Open mic events are good ways of reaching an audience, networking with other poets and can provide opportunities to indirectly promote your work. However, they are multi-reader events and each has their own brand and conventions. Keep in mind your audience will be other poets and/or poetry readers. They know your book won’t be available in the local bookshop and will seek you out if they appreciate your reading. Your poems are your best advertisement so present them to their best advantage.
Successful Open Mic Readers
- Know how long their time slot is and stick to it
- Check what facilities are available beforehand and turn up early (or at least on time)
- Wear ‘quiet’ clothes – this isn’t about vibrant colours, strong geometric patterns, clashing tweeds or neon hair dye, but silk can rustle, leather squeak, bangles jangle and chandelier earrings chime, noises that might seem faint but can be picked up and amplified by microphones making it harder for your audience to hear your poem
- Give some thought to how their poems should be introduced
- Only read the poems they’ve introduced
- If reading from a page, ensure they can do so easily and without holding the page directly in front of their face
- If reading from a mobile phone or tablet, have checked the screen settings have been adjusted for the lighting in venue
- If reading from memory, do so fluently
- Acknowledge the audience – stand or sit so they can be seen
- Take a couple of seconds to adjust the height of the microphone if necessary
- Read poems appropriate to the time slot they have – in a short time slot it’s better to stick to individual stand-alone poems; if you really want to read from a sequence and isn’t time for the whole sequence, pick the parts that stand-alone and represent the sequence rather than two linking sections that need a long explanation before reading
- Are aware of potentially distracting habits – no one stands completely still when reading, but if you over-do your arm gestures or try to act out your poem you might find the audience are watching you and not listening to your poem
- Don’t beg the audience to laugh at jokes or dictate how to react or when to applaud
- Remember they are not the only poet reading
- Show the compere respect – checks beforehand about running order and event conventions
- Check with the compere about acceptable marketing – some events run bookstalls, some events only allow the featured readers to promote their books.
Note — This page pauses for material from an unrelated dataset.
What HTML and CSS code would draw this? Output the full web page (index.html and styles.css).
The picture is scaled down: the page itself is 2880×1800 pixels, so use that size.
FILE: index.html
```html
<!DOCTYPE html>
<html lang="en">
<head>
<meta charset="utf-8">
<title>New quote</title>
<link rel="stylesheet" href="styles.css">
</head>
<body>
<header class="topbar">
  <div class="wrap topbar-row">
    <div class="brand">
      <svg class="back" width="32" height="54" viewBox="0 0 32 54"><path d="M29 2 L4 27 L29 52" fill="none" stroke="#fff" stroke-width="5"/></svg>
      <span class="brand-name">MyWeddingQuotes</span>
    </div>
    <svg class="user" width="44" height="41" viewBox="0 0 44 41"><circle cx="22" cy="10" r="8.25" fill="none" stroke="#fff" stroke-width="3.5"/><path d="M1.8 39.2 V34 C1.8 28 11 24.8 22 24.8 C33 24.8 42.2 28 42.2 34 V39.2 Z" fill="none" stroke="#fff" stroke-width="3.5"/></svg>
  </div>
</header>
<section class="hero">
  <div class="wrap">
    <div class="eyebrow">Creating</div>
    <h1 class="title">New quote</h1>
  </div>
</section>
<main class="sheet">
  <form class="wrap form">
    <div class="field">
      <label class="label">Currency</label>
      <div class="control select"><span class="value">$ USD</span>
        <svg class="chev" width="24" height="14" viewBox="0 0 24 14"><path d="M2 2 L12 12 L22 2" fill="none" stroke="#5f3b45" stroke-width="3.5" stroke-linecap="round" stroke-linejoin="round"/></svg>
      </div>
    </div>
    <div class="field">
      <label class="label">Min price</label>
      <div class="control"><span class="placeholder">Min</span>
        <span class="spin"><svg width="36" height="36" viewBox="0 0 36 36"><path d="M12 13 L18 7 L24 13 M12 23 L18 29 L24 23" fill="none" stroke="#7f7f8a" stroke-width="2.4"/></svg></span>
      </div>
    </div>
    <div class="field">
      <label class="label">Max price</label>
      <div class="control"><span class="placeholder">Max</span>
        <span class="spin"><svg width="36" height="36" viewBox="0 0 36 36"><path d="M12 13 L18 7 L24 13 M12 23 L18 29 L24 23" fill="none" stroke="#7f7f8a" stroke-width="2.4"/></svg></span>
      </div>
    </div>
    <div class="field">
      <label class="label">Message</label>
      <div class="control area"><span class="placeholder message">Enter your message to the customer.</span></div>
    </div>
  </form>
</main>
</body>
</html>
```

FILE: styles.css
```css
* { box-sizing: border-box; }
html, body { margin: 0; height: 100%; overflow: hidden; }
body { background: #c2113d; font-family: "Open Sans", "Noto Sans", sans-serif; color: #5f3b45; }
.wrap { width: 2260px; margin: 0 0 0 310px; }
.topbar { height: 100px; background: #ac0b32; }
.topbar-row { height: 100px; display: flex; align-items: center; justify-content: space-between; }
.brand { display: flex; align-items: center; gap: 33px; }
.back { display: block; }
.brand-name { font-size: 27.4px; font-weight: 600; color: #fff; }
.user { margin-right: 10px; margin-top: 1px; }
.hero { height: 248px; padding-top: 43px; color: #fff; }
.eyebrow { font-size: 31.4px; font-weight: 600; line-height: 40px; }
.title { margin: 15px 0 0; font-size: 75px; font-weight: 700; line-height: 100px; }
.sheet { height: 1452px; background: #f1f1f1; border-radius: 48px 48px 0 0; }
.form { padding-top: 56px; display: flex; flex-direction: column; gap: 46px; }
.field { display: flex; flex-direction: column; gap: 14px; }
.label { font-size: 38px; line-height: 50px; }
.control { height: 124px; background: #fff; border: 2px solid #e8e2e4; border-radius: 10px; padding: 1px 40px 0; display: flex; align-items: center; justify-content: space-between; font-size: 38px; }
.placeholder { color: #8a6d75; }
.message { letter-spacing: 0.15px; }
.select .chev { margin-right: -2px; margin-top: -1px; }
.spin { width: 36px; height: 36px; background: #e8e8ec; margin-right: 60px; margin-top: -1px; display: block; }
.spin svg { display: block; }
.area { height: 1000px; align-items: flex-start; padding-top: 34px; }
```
It’s fine to mention that the poems you’re reading at the event are available in your publication, but not to remind the audience after every poem and again when you’ve read your last poem
- Don’t hurry off as soon as they have finished reading (unless they need to and have warned the organiser in advance)
- Listen to the other poets reading while waiting their turn
- Help promote the event
Unsuccessful Open Mic Readers
- Turn up unprepared – the hurried shifting through a file full of poems, telling the audience “I’ll read this one, oh I’ve not got it with me, I’ll read this one instead”, the running out of breath because the caesura in line five was ignored, over-running because of the assumption that the time slot refers to reading time and doesn’t include time wasted searching for poems or introducing them.
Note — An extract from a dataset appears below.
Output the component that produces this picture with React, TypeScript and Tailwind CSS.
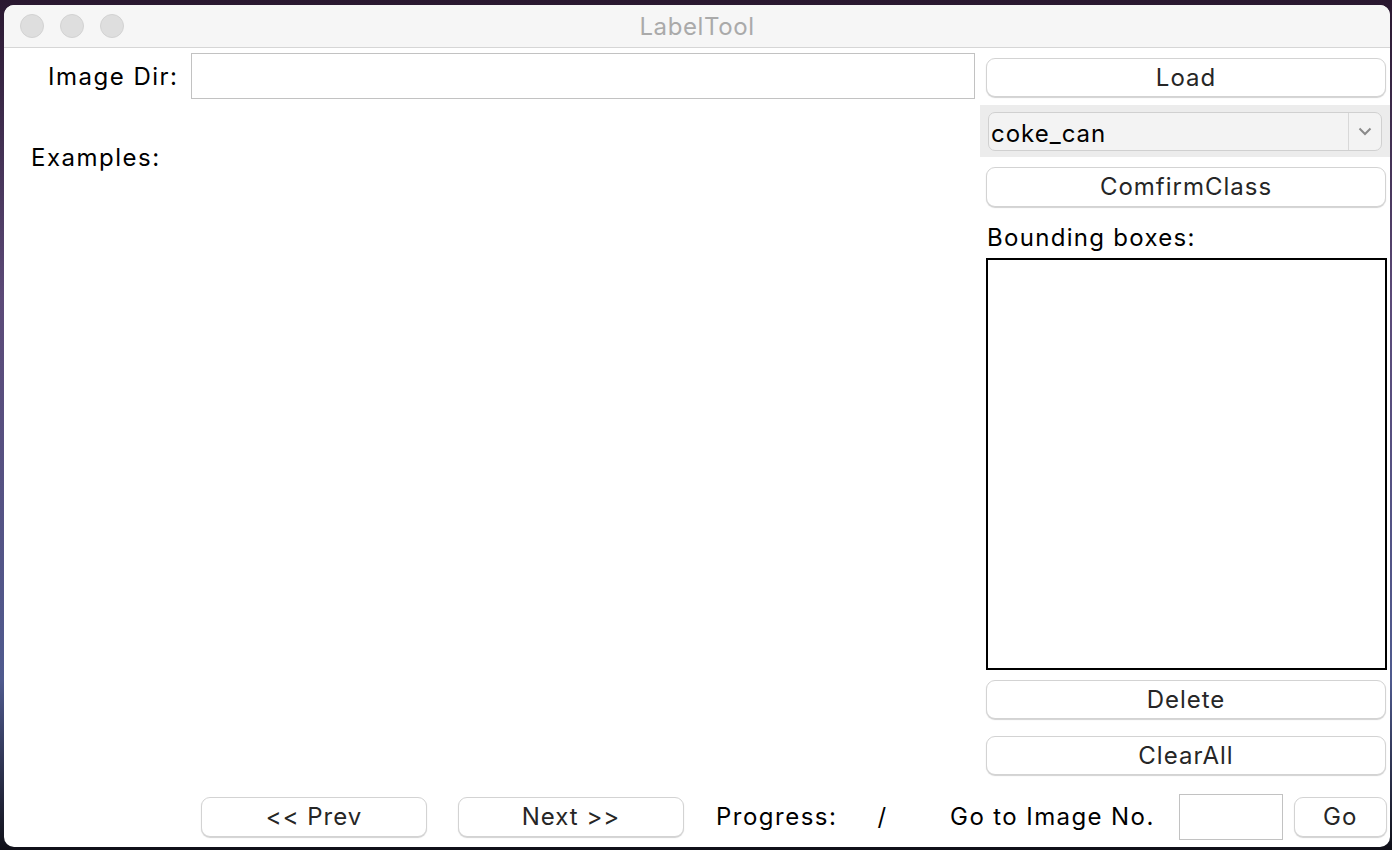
import React from "react";

const font = { fontFamily: "Inter, 'Noto Sans', sans-serif" };

function MacButton({ label, className = "" }: { label: string; className?: string }) {
  return (
    <button
      className={`flex items-center justify-center rounded-[9px] border border-[#d3d3d3] bg-white text-[24px] text-[#262626] shadow-[0_1px_1px_rgba(0,0,0,0.18)] tracking-[1px] ${className}`}
    >
      {label}
    </button>
  );
}

export default function App() {
  return (
    <div
      className="h-[850px] w-[1392px] overflow-hidden bg-[linear-gradient(180deg,#2a1830_0%,#5c4a78_35%,#4f5a8e_80%,#101018_100%)] pl-[4px] pt-[5px]"
      style={font}
    >
      <div className="flex h-[842px] w-[1386px] flex-col overflow-hidden rounded-[10px] bg-white">
        {/* title bar */}
        <div className="relative flex h-[43px] shrink-0 items-center border-b border-[#d6d6d6] bg-[#f6f6f6]">
          <div className="flex gap-[16px] pl-[16px]">
            <span className="h-[24px] w-[24px] rounded-full border border-[#d2d2d2] bg-[#dedede]" />
            <span className="h-[24px] w-[24px] rounded-full border border-[#d2d2d2] bg-[#dedede]" />
            <span className="h-[24px] w-[24px] rounded-full border border-[#d2d2d2] bg-[#dedede]" />
          </div>
          <div className="absolute inset-0 flex items-center justify-center pt-[1px] text-[24px] tracking-[0.6px] text-[#aaaaaa]">
            LabelTool
          </div>
        </div>

        {/* body */}
        <div className="flex flex-1 flex-col">
          <div className="flex">
            {/* left */}
            <div className="flex w-[976px] flex-col">
              <div className="mt-[5px] flex items-center">
                <span className="ml-[44px] w-[143px] pt-[2px] text-[24px] tracking-[1.5px] text-black">Image Dir:</span>
                <div className="h-[46px] w-[784px] border border-[#c2c2c2] bg-white" />
              </div>
              <div className="ml-[27px] mt-[41px] text-[24px] tracking-[1.5px] text-black">Examples:</div>
            </div>

            {/* right */}
            <div className="flex w-[410px] flex-col">
              <MacButton label="Load" className="ml-[6px] mt-[10px] h-[39px] w-[400px]" />
              <div className="mt-[8px] flex h-[52px] items-center bg-[#ececec] pl-[8px]">
                <div className="flex h-[39px] w-[394px] items-center rounded-[7px] border border-[#d0d0d0] bg-[#f3f3f3]">
                  <span className="flex-1 pl-[2px] pt-[6px] text-[24px] tracking-[1px] text-black">coke_can</span>
                  <div className="flex h-full w-[33px] items-center justify-center border-l border-[#d8d8d8]">
                    <svg width="14" height="9" viewBox="0 0 14 9">
                      <path d="M1.5 1.5 L7 7 L12.5 1.5" fill="none" stroke="#8a8a8a" strokeWidth="2" />
                    </svg>
                  </div>
                </div>
              </div>
              <MacButton label="ComfirmClass" className="ml-[6px] mt-[10px] h-[40px] w-[400px]" />
              <div className="ml-[7px] mt-[13px] text-[24px] tracking-[1.3px] text-black">Bounding boxes:</div>
              <div className="ml-[6px] mt-[2px] h-[412px] w-[401px] border-2 border-black bg-white" />
              <MacButton label="Delete" className="ml-[6px] mt-[10px] h-[39px] w-[400px]" />
              <MacButton label="ClearAll" className="ml-[6px] mt-[17px] h-[39px] w-[400px]" />
            </div>
          </div>

          {/* bottom row */}
          <div className="mt-[19px] flex items-center">
            <MacButton label="<< Prev" className="ml-[197px] h-[40px] w-[226px]" />
            <MacButton label="Next >>" className="ml-[31px] h-[40px] w-[226px]" />
            <span className="ml-[32px] text-[24px] tracking-[1.5px] text-black">Progress:</span>
            <span className="ml-[40px] text-[24px] text-black">/</span>
            <span className="ml-[64px] text-[24px] tracking-[1.4px] text-black">Go to Image No.</span>
            <div className="ml-[24px] h-[46px] w-[104px] border border-[#c2c2c2] bg-white" />
            <MacButton label="Go" className="ml-[11px] h-[40px] w-[93px]" />
          </div>
        </div>
      </div>
    </div>
  );
}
- Forget or ignore their time slot so either overrun or have to be told to stop reading
- Lack of rehearsal – it is glaringly obvious to the audience if you haven’t read your poem aloud a few times before your open mic slot. Reading aloud should be part of your drafting and writing poems. Showcasing that poem you scribbled on the back of an envelope on the bus on the way to the venue is not going to give a good impression of your poetry. Most of your audience will be writers and/or readers of poetry so will know the difference between a good yet-to-be-published poem and a rough draft
- Fail to check what facilities are available and complain about the lack of a lectern or other equipment during their time slot
- Wear noisy clothes – jewellery that clashes, squeaky leather or textiles that rustle, especially when the reader tends to sway or shuffle about when reading
- Introductions are hasty, ill-thought out or too long. A gabbled introduction is worse than no introduction, an introduction that focuses on the layout of the poem or the formal structure used in the poem isn’t much use to an audience who don’t have a copy of the text in front of them. If your introduction’s longer than your poem, it’s too long.
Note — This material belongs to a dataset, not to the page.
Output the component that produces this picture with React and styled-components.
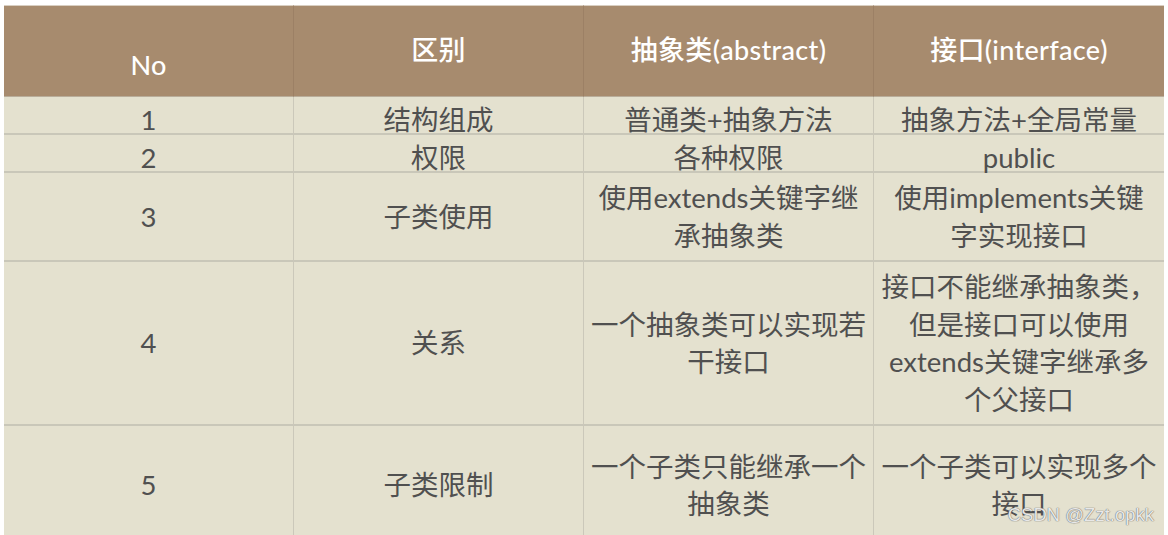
import React from 'react';
import styled, { createGlobalStyle } from 'styled-components';

const GlobalStyle = createGlobalStyle`
  body {
    margin: 0;
    background: #ffffff;
    font-family: Lato, "Noto Sans CJK SC", sans-serif;
  }
`;

/* 페이지 */
const Page = styled.div`
  position: relative;
  width: 1168px;
  height: 535px;
  overflow: hidden;
  padding: 5px 0 0 4px;
  box-sizing: border-box;
`;

/* 표 */
const Table = styled.div`
  display: grid;
  grid-template-columns: repeat(4, 290px);
  grid-template-rows: 92px 38px 38px 89px 164px 120px;
  width: 1160px;
  background-color: #e4e1cf;
`;

const HeadCell = styled.div`
  display: flex;
  align-items: center;
  justify-content: center;
  box-sizing: border-box;
  padding-top: ${(p) => (p.$low ? '26px' : '0')};
  padding-bottom: ${(p) => (p.$low ? '0' : '6px')};
  background-color: #a78b6e;
  border-top: 1px solid #d9cfc2;
  border-right: ${(p) => (p.$last ? 'none' : '1px solid #9c8065')};
  border-bottom: 1px solid #b9ad9a;
  color: #ffffff;
  font-size: 27px;
  font-weight: 500;
  letter-spacing: 0.3px;
`;

const Cell = styled.div`
  display: flex;
  align-items: center;
  justify-content: center;
  box-sizing: border-box;
  padding: ${(p) => (p.$low ? '9px 4px 0' : '0 4px')};
  border-right: ${(p) => (p.$last ? 'none' : '1px solid #cbc8ba')};
  border-bottom: 2px solid #c9c7b9;
  color: #505050;
  font-size: 27.5px;
  line-height: 37.5px;
  text-align: center;
`;

const Watermark = styled.div`
  position: absolute;
  right: 14px;
  bottom: 9px;
  font-family: "Liberation Sans", Arial, sans-serif;
  font-size: 18.5px;
  color: rgba(255, 255, 255, 0.85);
  text-shadow: 0 0 1px #6b6b6b, 0 0 1px #6b6b6b;
`;

const heads = ['No', '区别', '抽象类(abstract)', '接口(interface)'];

const rows = [
  ['1', '结构组成', ['普通类+抽象方法'], ['抽象方法+全局常量']],
  ['2', '权限', ['各种权限'], ['public']],
  ['3', '子类使用', ['使用extends关键字继', '承抽象类'], ['使用implements关键', '字实现接口']],
  [
    '4',
    '关系',
    ['一个抽象类可以实现若', '干接口'],
    ['接口不能继承抽象类，', '但是接口可以使用', 'extends关键字继承多', '个父接口'],
  ],
  ['5', '子类限制', ['一个子类只能继承一个', '抽象类'], ['一个子类可以实现多个', '接口']],
];

function Lines({ lines }) {
  return (
    <span>
      {lines.map((l, i) => (
        <React.Fragment key={i}>
          {i > 0 && <br />}
          {l}
        </React.Fragment>
      ))}
    </span>
  );
}

export default function App() {
  return (
    <Page>
      <GlobalStyle />
      <Table>
        {heads.map((h, i) => (
          <HeadCell key={h} $low={i === 0} $last={i === 3}>
            {h}
          </HeadCell>
        ))}
        {rows.map((r, i) => {
          const low = i < 2; // 1, 2행은 글자가 아래쪽에 붙어 있음
          return (
            <React.Fragment key={r[0]}>
              <Cell $low={low}>{r[0]}</Cell>
              <Cell $low={low}>{r[1]}</Cell>
              <Cell $low={low}>
                <Lines lines={r[2]} />
              </Cell>
              <Cell $low={low} $last>
                <Lines lines={r[3]} />
              </Cell>
            </React.Fragment>
          );
        })}
      </Table>
      <Watermark>CSDN @Zzt.opkk</Watermark>
    </Page>
  );
}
- Talk about poems they’re not reading – the audience doesn’t care if you decided not to read your poem scribbled that afternoon or that poem you wrote for an anniversary if they can’t hear these poems and you’re wasting valuable reading time
- Insert their poems in glossy folder inserts so the text is obscured by reflections from overhead lighting
- Produce scrappy bits of paper where some of the ink/handwriting has rubbed off and the reader has to pause to work out what word was supposed to be there
- Read from a mobile phone or tablet without practicing how to scroll through a document and keep reading at the same time, thus leaving the audience trying to figure out which pauses are intentional and which are unintentional and forgetting entirely about the actual poem
- Squint at their poems because they haven’t thought about the font size in relation to their eyesight or have forgotten their glasses or are wearing the wrong glasses
- Hold their page/device in front of their face so it’s impossible to lip read and creates a barrier between audience and reader as well as making it more difficult for the reader to project their voice
- Begin to read from memory but lack of rehearsal or nerves mean there are frequent pauses while the reader tries to remember the next line or the poem is abandoned part-way through because the reader didn’t bring a printed copy to refer to
- Don’t acknowledge the audience – if you fail to look at the audience, mumble, stand or sit so you can’t be seen easily you’ve lost the audience
- Fail to adjust the height of the microphone – you can’t read properly if you’re cramped over a microphone that’s too low or balancing on tiptoes because the microphone’s too high and if you don’t use the provided microphone, your audience might not be able to hear you (even if you shout; one academic was finally persuaded to use a microphone when an audience member who was hard of hearing complained she couldn’t lip read the academic’s accent and couldn’t use the hearing loop because it depended on the microphone being used)
- Don’t read poems appropriate to the time slot – either by trying to cram in a long poem to a short slot or not selecting stand-alone poems when there’s no time for a whole sequence. Don’t think you can cram more poems in by reading them faster: your audience won’t have the text in front of them and, especially if it’s a poem they’re not familiar with, will struggle to keep up
- Beg the audience to laugh at jokes or tell them not to clap or when to clap – it’s not the audience’s fault if they don’t get your jokes and it’s not up to you if the audience want to clap or not
- Behave as if they are the only poet reading – if you want to do a solo performance, arrange your own
- Fail to respect the compere – start their slot by criticising what the compere’s said or complains their name has been mispronounced (because they didn’t check with the compere first), doesn’t leave the stage if asked to or complains about the venue or the running order
- Fail to check what marketing is acceptable and wastes most of their time slot trying to sell their books rather than reading.
- Hurry off as soon as they’ve finished reading. If you do have to leave, e.g. to catch public transport or because of a family emergency, try to tell or warn the compere or tell someone in the audience or make explain afterwards
- Fail to listen to other poets but shuffles through their poems, reads through the poems they intend to read, fidgets distractedly, heckles or otherwise deters others from listening. If you can’t be bothered to listen to others, why should others listen to you?
- Fail to help promote the event. Most open mic events have a regular audience but also need your support in keeping and expanding that audience. You may not be able to drag friends and family to every event, but you can tweet, post links and tell people about the event
Can you think of anything I’ve missed are there any good or bad points you’d like to add?